The Dems who voted for the bill, derided as Christiecrats, are all controlled, directly or indirectly, by South Jersey party boss George Norcross. Six of the eight turncoats in the Senate, and 10 of the 14 in the Assembly, are from South Jersey. All sixteen have ties to Norcross. The other six defectors all have connections to Joseph DiVincenzo’s Essex County machine. But it would be a mistake to think of the Essex machine as an independent entity. It’s more like a semi-autonomous satrapy within the Norcross political empire. (For background on the relationship between the Camden and Essex machines, see Chris Christie's Democratic helpers and The rise of the Chris Christie Democrats.)
George Norcross also has operatives inside the AFL-CIO. His brother, District 5 state senator Donald Norcross, is president of the Southern New Jersey AFL-CIO Central Labor Council, as well as assistant business manager of IBEW Local 35. And Steve Sweeney-- the senator for District 3 and president of the state senate, as well as a childhood chum of the Norcrosses, is an official of the Ironworkers Union. Their influence within the building trades conference, and their dominance of the AFL-CIO’s South Jersey Regional Council, helped hold down the size of the Trenton demonstrations in June.
But that influence is a double-edged sword, because it’s rending the labor movement here.
Last month the South Jersey AFL-CIO Council announced its endorsements for the November elections of all the Christiecrats whose districts include any parts of Camden, Cumberland, Gloucester and Salem Counties. The building trades leadership also threatened to walk out of the state AFL-CIO Conference on Political Education (“COPE”) meeting in Trenton on August 4 if the state organization didn’t endorse all the Christiecrats-- and they made good on that threat last week.
Less than a week after the New Jersey Education Association, the largest non-AFL-CIO union in the state, refused to endorse Sweeney, Norcross et al., the state AFL-CIO followed suit. Delegates from the building trades stormed out of the conference, and were still yelling like petulant children about the rejection of the Christiecrats outside the meeting hall more than an hour later.
“We have our teabaggers in labor, and they spoke very clearly,” said Don Norcross. Likening public sector union members to teabaggers sounds hyperbolic to most of us-- but not to Norcross, who’s so far to the right on this issue that the middle of the road looks like the far left to him, and militant unionists look like the mirror image of the teabaggers.
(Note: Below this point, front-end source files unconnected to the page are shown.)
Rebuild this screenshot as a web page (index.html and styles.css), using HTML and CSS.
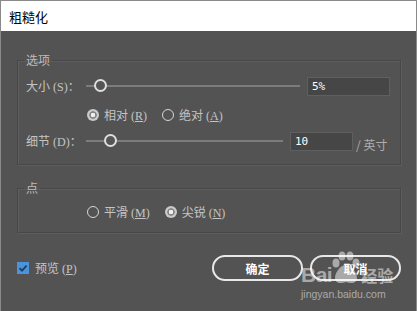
FILE: index.html
```html
<!DOCTYPE html>
<html>
    <head>
        <meta charset="utf-8">
        <title>粗糙化</title>
        <link rel="stylesheet" href="styles.css">
    </head>
    <body>
        <div class="dialog">
            <div class="titlebar">粗糙化</div>
            <div class="content">
                <fieldset class="group group-options">
                    <legend>选项</legend>
                    <div class="row row-size">
                        <span class="label">大小 (S)：</span>
                        <div class="slider slider-size">
                            <span class="thumb"></span>
                        </div>
                        <div class="field field-size">5%</div>
                    </div>
                    <div class="row row-radio">
                        <label class="radio-item"><span class="radio on"></span><span>相对 (<u>R</u>)</span></label>
                        <label class="radio-item"><span class="radio"></span><span>绝对 (<u>A</u>)</span></label>
                    </div>
                    <div class="row row-detail">
                        <span class="label">细节 (D)：</span>
                        <div class="slider slider-detail">
                            <span class="thumb"></span>
                        </div>
                        <div class="field field-detail">10</div>
                        <span class="unit">/ 英寸</span>
                    </div>
                </fieldset>

                <fieldset class="group group-points">
                    <legend>点</legend>
                    <div class="row row-radio">
                        <label class="radio-item"><span class="radio"></span><span>平滑 (<u>M</u>)</span></label>
                        <label class="radio-item"><span class="radio on"></span><span>尖锐 (<u>N</u>)</span></label>
                    </div>
                </fieldset>

                <div class="footer">
                    <label class="check-item">
                        <span class="checkbox">
                            <svg width="12" height="12" viewBox="0 0 12 12">
                                <path d="M2.5 6.2 L5 8.6 L9.6 3.6" fill="none" stroke="#223d5e" stroke-width="1.8"/>
                            </svg>
                        </span>
                        <span>预览 (<u>P</u>)</span>
                    </label>
                    <div class="buttons">
                        <a href="javascript:;" class="btn">确定</a>
                        <a href="javascript:;" class="btn">取消</a>
                    </div>
                </div>
            </div>

            <!-- 水印 -->
            <div class="watermark">
                <div class="wm-top">
                    <span class="wm-bai">Bai</span>
                    <svg class="wm-paw" width="30" height="34" viewBox="0 0 30 34">
                        <ellipse cx="6" cy="12" rx="3.5" ry="4.5"/>
                        <ellipse cx="12" cy="5" rx="3.5" ry="4.5"/>
                        <ellipse cx="20" cy="5" rx="3.5" ry="4.5"/>
                        <ellipse cx="26" cy="12" rx="3.5" ry="4.5"/>
                        <path d="M16 14 C10 14 5 22 5 27 C5 32 10 33 16 31 C22 33 27 32 27 27 C27 22 22 14 16 14 Z"/>
                    </svg>
                    <span class="wm-jy">经验</span>
                </div>
                <div class="wm-url">jingyan.baidu.com</div>
            </div>
        </div>
    </body>
</html>
```

FILE: styles.css
```css
*{
    margin: 0;
    padding: 0;
    box-sizing: border-box;
}
body{
    background-color: #535353;
    font-family: "Liberation Serif", "Noto Sans CJK SC", serif;
    font-size: 12px;
    color: #c4c4c4;
}
.dialog{
    width: 417px;
    height: 311px;
    border: 1px solid #8a8a8a;
    border-bottom: none;
    background-color: #535353;
    position: relative;
    overflow: hidden;
}
.titlebar{
    height: 30px;
    background-color: #fff;
    color: #000;
    font-family: "Noto Sans CJK SC", sans-serif;
    font-size: 13px;
    display: flex;
    align-items: center;
    padding-left: 8px;
}
.content{
    padding: 0 15px 0 16px;
}
.group{
    border: 1px solid #474747;
    box-shadow: 1px 1px 0 #5e5e5e, inset 1px 1px 0 #5e5e5e;
    padding: 0 9px 0 8px;
}
.group legend{
    padding: 0 2px;
    margin-left: -2px;
    line-height: 16px;
    font-family: "Noto Sans CJK SC", sans-serif;
    color: #bcbcbc;
}
.group-options{
    margin-top: 21px;
    padding-top: 8px;
    padding-bottom: 13px;
}
.group-points{
    margin-top: 15px;
    padding-top: 6px;
    padding-bottom: 10px;
}
.row{
    display: flex;
    align-items: center;
    height: 20px;
}
.row-radio{
    padding-left: 61px;
    gap: 15px;
}
.group-options .row-radio{
    margin-top: 9px;
}
.row-detail{
    margin-top: 6px;
}
.label{
    width: 60px;
    white-space: nowrap;
}
.slider{
    position: relative;
    height: 2px;
    background-color: #7c7c7c;
}
.slider-size{
    width: 214px;
}
.slider-detail{
    width: 197px;
}
.thumb{
    position: absolute;
    top: -6px;
    width: 13px;
    height: 13px;
    border-radius: 50%;
    border: 2.5px solid #dedede;
    background-color: #555;
}
.slider-size .thumb{
    left: 8px;
}
.slider-detail .thumb{
    left: 18px;
}
.field{
    height: 19px;
    margin-left: 7px;
    background-color: #464646;
    border: 1px solid #5f5f5f;
    color: #fff;
    font-family: "DejaVu Sans Mono", monospace;
    font-size: 11px;
    line-height: 17px;
    padding-left: 4px;
}
.field-size{
    width: 83px;
}
.field-detail{
    width: 63px;
}
.unit{
    margin-left: 3px;
    margin-top: 6px;
    color: #adadad;
    font-family: "Noto Sans CJK SC", sans-serif;
}
.radio-item{
    display: flex;
    align-items: center;
    gap: 5px;
    white-space: nowrap;
}
.radio{
    width: 12px;
    height: 12px;
    border-radius: 50%;
    border: 1.5px solid #d6d6d6;
}
.radio.on{
    border: none;
    background: radial-gradient(circle, #efefef 0, #efefef 2px, #808080 2.6px, #808080 3.4px, #cacaca 4px);
}
.footer{
    margin-top: 22px;
    display: flex;
    align-items: center;
    justify-content: space-between;
    height: 26px;
}
.check-item{
    display: flex;
    align-items: center;
    gap: 6px;
    margin-top: -1px;
}
.checkbox{
    width: 12px;
    height: 12px;
    background-color: #4a94de;
    display: flex;
}
.buttons{
    display: flex;
    gap: 7px;
}
.btn{
    width: 91px;
    height: 26px;
    border: 2px solid #e8e8e8;
    border-radius: 13px;
    color: #fff;
    text-decoration: none;
    font-family: "Noto Sans CJK SC", sans-serif;
    font-size: 12px;
    font-weight: bold;
    display: flex;
    align-items: center;
    justify-content: center;
}
.watermark{
    position: absolute;
    left: 300px;
    top: 248px;
    color: rgba(255,255,255,0.5);
    font-family: "Liberation Sans", sans-serif;
}
.wm-top{
    display: flex;
    align-items: flex-end;
    height: 36px;
}
.wm-bai{
    font-size: 21px;
    font-weight: bold;
    line-height: 20px;
    letter-spacing: -0.5px;
}
.wm-paw{
    fill: rgba(255,255,255,0.5);
    margin-left: -2px;
}
.wm-jy{
    font-family: "Noto Sans CJK SC", sans-serif;
    font-size: 16px;
    font-weight: bold;
    line-height: 20px;
    margin-left: 1px;
}
.wm-url{
    font-size: 10.5px;
    line-height: 12px;
    margin-top: 3px;
}
```
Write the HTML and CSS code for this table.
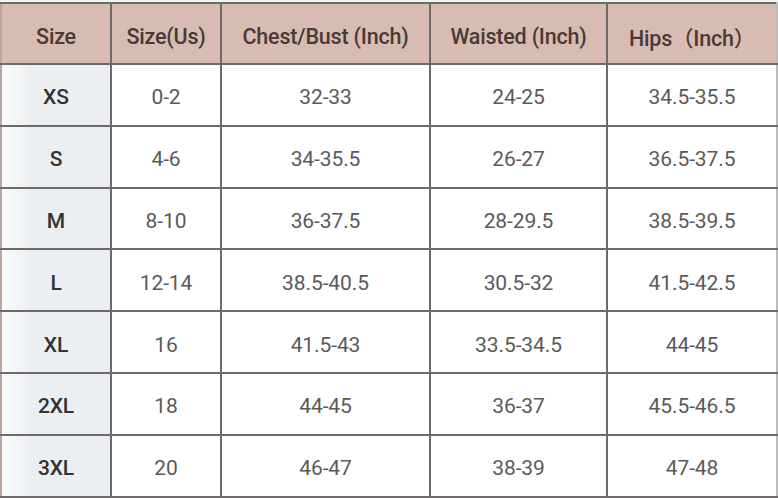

But that’s all perfectly consistent with the views of George Norcross. After being a behind-the-scenes power broker for years, George has recently been granting interviews to promote his next two projects: bringing charter schools to the city of Camden (a position that has put him and his minions in the NJEA’s crosshairs), and replacing the city’s police force-- and that of every municipality in Camden County-- with a single county-wide police force.
George Norcross is neither a friend of labor nor a true Democrat, and his influence is undermining both labor and the Democratic Party in New Jersey.
So far, only one Christiecrat, a senator, is being challenged by a Democrat running as an independent on the ballot-- and there are no announced write-in candidates challenging the rest of the Christiecrats. If enough disaffected union workers and progressives stay home in November, the GOP could conceivably take over the state legislature.
A small fledging group is trying to find write-in candidates, but how will they fund a campaign?
New Jerseyans can only look on with envy today as Wisconsinites go to the polls today to recall some of the teabagging Republicans in their legislature!
Labels: Chris Christie, Christiecrats, New Jersey
3 Comments:
Where is the DNC? Its crap like this that give unions and Democrats bad names and rightly so in this case.
But TCE, even assuming that there actually still is a DNC since the Obama operation took over the Dem Party, isn't this precisely its mission: to SUPPORT "crap like this"? Doesn't having all those money-bearing (and -stealing) right-wingers in the party help appeal to the phantasmagoric "Center"?
Cheers,
Ken
A couple points of clarification -
- Donald Norcross has been ousted as Southern New Jersey Central Labor Council (CLC). He steps down Labor Day.
- It wasn't NJEA which denied Sweeney and Oliver endorsement first with AFL-CIO following suit. AFL-CIO was first - and there was an internal struggle the more progressive public employee union segment won in that vote. And NJEA followed almost immediately after.